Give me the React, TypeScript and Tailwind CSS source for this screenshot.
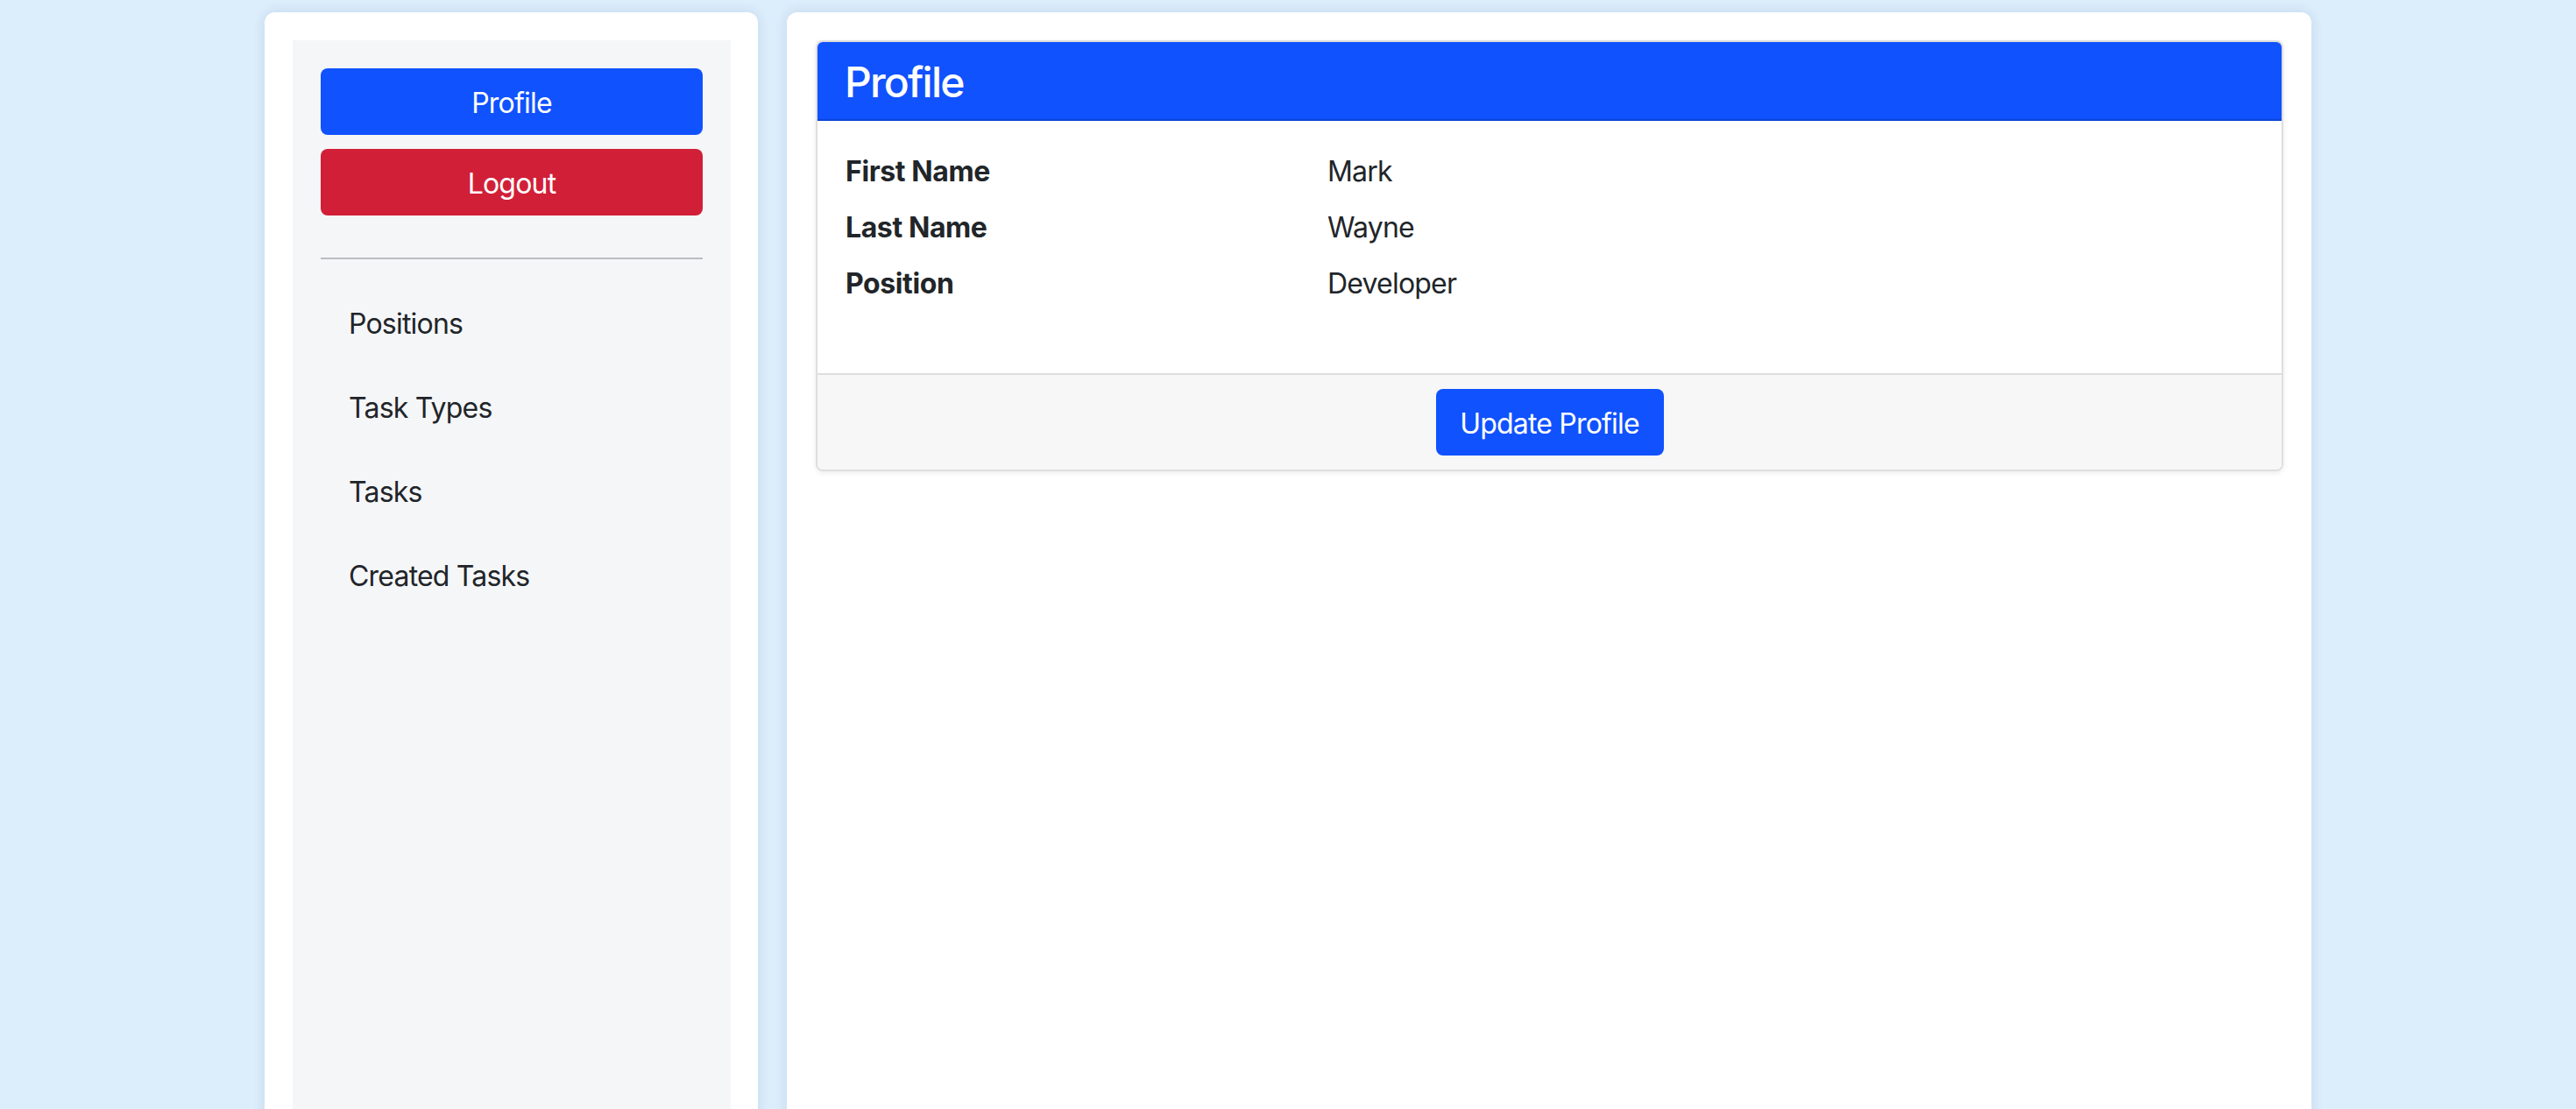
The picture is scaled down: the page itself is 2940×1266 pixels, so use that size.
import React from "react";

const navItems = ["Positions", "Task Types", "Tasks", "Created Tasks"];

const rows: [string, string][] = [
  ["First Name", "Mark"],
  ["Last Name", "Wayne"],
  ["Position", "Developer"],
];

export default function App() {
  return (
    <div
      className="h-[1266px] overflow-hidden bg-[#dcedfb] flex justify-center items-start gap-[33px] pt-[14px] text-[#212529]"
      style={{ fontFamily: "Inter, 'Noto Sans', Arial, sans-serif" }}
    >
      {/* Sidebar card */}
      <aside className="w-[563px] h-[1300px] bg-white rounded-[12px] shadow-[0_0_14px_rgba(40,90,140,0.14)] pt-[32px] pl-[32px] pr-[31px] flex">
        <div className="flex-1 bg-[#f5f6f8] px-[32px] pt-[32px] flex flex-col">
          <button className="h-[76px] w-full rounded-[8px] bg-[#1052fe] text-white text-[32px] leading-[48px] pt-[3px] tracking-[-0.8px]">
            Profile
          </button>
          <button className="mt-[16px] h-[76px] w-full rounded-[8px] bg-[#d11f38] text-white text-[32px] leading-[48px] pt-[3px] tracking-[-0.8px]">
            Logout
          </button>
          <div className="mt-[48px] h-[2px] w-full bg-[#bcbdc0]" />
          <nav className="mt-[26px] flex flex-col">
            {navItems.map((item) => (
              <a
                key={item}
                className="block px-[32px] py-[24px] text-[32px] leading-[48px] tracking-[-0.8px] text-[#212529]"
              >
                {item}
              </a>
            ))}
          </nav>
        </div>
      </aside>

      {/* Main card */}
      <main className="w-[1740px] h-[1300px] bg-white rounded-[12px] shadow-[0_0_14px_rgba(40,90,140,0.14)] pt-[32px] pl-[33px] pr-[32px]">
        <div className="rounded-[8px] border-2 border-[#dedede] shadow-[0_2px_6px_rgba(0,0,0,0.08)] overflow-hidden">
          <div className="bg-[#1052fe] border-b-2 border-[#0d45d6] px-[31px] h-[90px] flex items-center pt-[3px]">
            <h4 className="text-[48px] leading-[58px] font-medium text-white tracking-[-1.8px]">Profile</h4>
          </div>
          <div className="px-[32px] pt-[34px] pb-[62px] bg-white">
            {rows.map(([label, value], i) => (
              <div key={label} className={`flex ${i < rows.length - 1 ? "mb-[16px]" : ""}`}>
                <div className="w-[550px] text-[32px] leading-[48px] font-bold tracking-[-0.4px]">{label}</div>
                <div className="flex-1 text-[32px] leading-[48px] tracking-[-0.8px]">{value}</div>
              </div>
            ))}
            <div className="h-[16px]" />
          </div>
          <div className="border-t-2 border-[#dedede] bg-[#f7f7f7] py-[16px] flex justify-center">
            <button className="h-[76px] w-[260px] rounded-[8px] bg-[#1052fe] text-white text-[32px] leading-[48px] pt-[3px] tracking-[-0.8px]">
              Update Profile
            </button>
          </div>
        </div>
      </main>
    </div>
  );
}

→ To do: Copy each line above precisely, dropping the pictures.

→ Answer to the problem:
Give me the React, TypeScript and Tailwind CSS source for this screenshot.
The picture is scaled down: the page itself is 2940×1266 pixels, so use that size.
import React from "react";

const navItems = ["Positions", "Task Types", "Tasks", "Created Tasks"];

const rows: [string, string][] = [
  ["First Name", "Mark"],
  ["Last Name", "Wayne"],
  ["Position", "Developer"],
];

export default function App() {
  return (
    <div
      className="h-[1266px] overflow-hidden bg-[#dcedfb] flex justify-center items-start gap-[33px] pt-[14px] text-[#212529]"
      style={{ fontFamily: "Inter, 'Noto Sans', Arial, sans-serif" }}
    >
      {/* Sidebar card */}
      <aside className="w-[563px] h-[1300px] bg-white rounded-[12px] shadow-[0_0_14px_rgba(40,90,140,0.14)] pt-[32px] pl-[32px] pr-[31px] flex">
        <div className="flex-1 bg-[#f5f6f8] px-[32px] pt-[32px] flex flex-col">
          <button className="h-[76px] w-full rounded-[8px] bg-[#1052fe] text-white text-[32px] leading-[48px] pt-[3px] tracking-[-0.8px]">
            Profile
          </button>
          <button className="mt-[16px] h-[76px] w-full rounded-[8px] bg-[#d11f38] text-white text-[32px] leading-[48px] pt-[3px] tracking-[-0.8px]">
            Logout
          </button>
          <div className="mt-[48px] h-[2px] w-full bg-[#bcbdc0]" />
          <nav className="mt-[26px] flex flex-col">
            {navItems.map((item) => (
              <a
                key={item}
                className="block px-[32px] py-[24px] text-[32px] leading-[48px] tracking-[-0.8px] text-[#212529]"
              >
                {item}
              </a>
            ))}
          </nav>
        </div>
      </aside>

      {/* Main card */}
      <main className="w-[1740px] h-[1300px] bg-white rounded-[12px] shadow-[0_0_14px_rgba(40,90,140,0.14)] pt-[32px] pl-[33px] pr-[32px]">
        <div className="rounded-[8px] border-2 border-[#dedede] shadow-[0_2px_6px_rgba(0,0,0,0.08)] overflow-hidden">
          <div className="bg-[#1052fe] border-b-2 border-[#0d45d6] px-[31px] h-[90px] flex items-center pt-[3px]">
            <h4 className="text-[48px] leading-[58px] font-medium text-white tracking-[-1.8px]">Profile</h4>
          </div>
          <div className="px-[32px] pt-[34px] pb-[62px] bg-white">
            {rows.map(([label, value], i) => (
              <div key={label} className={`flex ${i < rows.length - 1 ? "mb-[16px]" : ""}`}>
                <div className="w-[550px] text-[32px] leading-[48px] font-bold tracking-[-0.4px]">{label}</div>
                <div className="flex-1 text-[32px] leading-[48px] tracking-[-0.8px]">{value}</div>
              </div>
            ))}
            <div className="h-[16px]" />
          </div>
          <div className="border-t-2 border-[#dedede] bg-[#f7f7f7] py-[16px] flex justify-center">
            <button className="h-[76px] w-[260px] rounded-[8px] bg-[#1052fe] text-white text-[32px] leading-[48px] pt-[3px] tracking-[-0.8px]">
              Update Profile
            </button>
          </div>
        </div>
      </main>
    </div>
  );
}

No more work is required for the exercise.